What I liked best is how descriptive this book is. It speaks to the senses like not many others. It felt at times like watching a documentary on Vietnam. We read about the food, the flora, the fauna, the beliefs, the scents, the way people love, sleep, cook. Several chapters describe the landscape and make you want to visit this country that has sun sets the color of chrysanthemum flowers.

Duong Thu Huong served in the North Vietnamese army and so it’s not surprising the descriptions of combat, dead soldiers, the horror of war are drawn in a shockingly realistic way. She also manages to capture how tired and disillusioned most soldiers have become. The political slogans that fired them up and made them sign up have become mere empty words. Bodies pile up, their country is destroyed – for what? An ideal that isn’t even humane?

On his quest, Quan meets many people. Simple farmers, single mothers, small girls, old men. They are drawn with a lot of detail and warmth. We suffer for these kind, gentle people who had to endure the worst for such a long time.

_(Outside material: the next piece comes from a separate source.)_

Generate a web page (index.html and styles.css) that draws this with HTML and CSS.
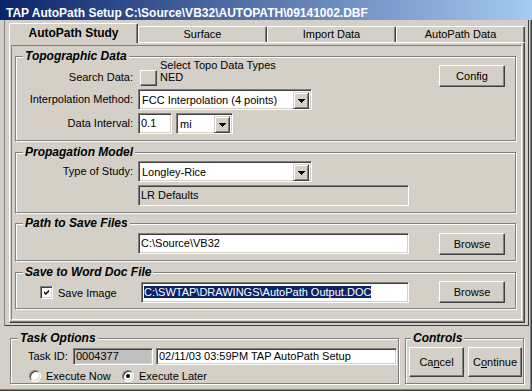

It’s admirable that the author doesn’t blame the US. She finds a lot of fault with party politics and the false promises of the government. There is no evil enemy. Nor is there an army of faceless Vietnamese soldiers. Every soldier she describes becomes a human being with a history, feelings, wishes and hopes.

Novel Without a Name is a visceral account that doesn’t leave out any aspect of this war. It’s an insider’s perspective, a soldier’s account. The novel unrolls like a huge canvas, a painting of an abundant jungle, where humans butcher each other amidst the most beautiful scenery.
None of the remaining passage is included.